This Time it's Women in Engineering Who Are Opting Out
June 4th, 2009 by Robert Franklin, Esq.OK, I hate to sound like a broken record, but here's yet another study that shows that the wage gap and the "glass ceiling" exist because of women's decisions about motherhood. In just the past couple of weeks, I've written about studies of MBA graduates, attorneys and now this one which deals with math-intensive fields like engineering. Indeed, its findings are applicable to all academic fields.

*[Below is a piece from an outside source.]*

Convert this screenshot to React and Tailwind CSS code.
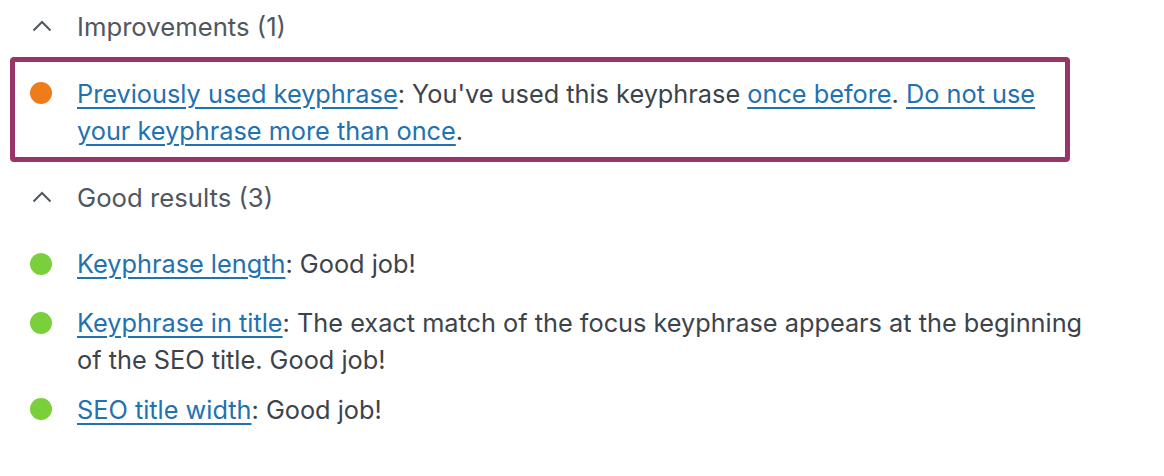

In this one, three researchers at Cornell University analyzed some 400 existing studies and concluded that, although women have closed the gender gap in math test scores, their representation in fields like engineering doesn't reflect that achievement. Why not? Their conclusion is the same as in the other studies I've reported on - women drop out of the profession to have kids. And as in the other studies, women and men begin their careers on the same level, but women tend to opt out of the labor force (or limit their time in it) to devote time to family while men tend not to.
As the authors state, corroborating much pre-existing literature on the subject,
"The one research finding related to the underrepresentation of women in all academic careers, not just those that are math-intensive, that is robust, incontrovertible, and based on up-to-date information, is that women’s fertility choices, and the timing of when to have children, are powerful predictors of career success..."
As I've said before, some will try to spin these studies as showing the need for more state-subsidized childcare. But here, as in the case of the MBAs and the lawyers, engineers and academics have the money to pay for daycare if they want to minimize the separation from work a new child may cause. But that's not what these women are doing. They have the option to pay for care, but instead they're choosing to stay at home.
That's certainly understandable and no one should criticize them for making it, but let's be clear - it's a choice they're free to make or not. If women choose home over office (or office over home), they'll get no quarrel from me. But all those choices do not a glass ceiling make.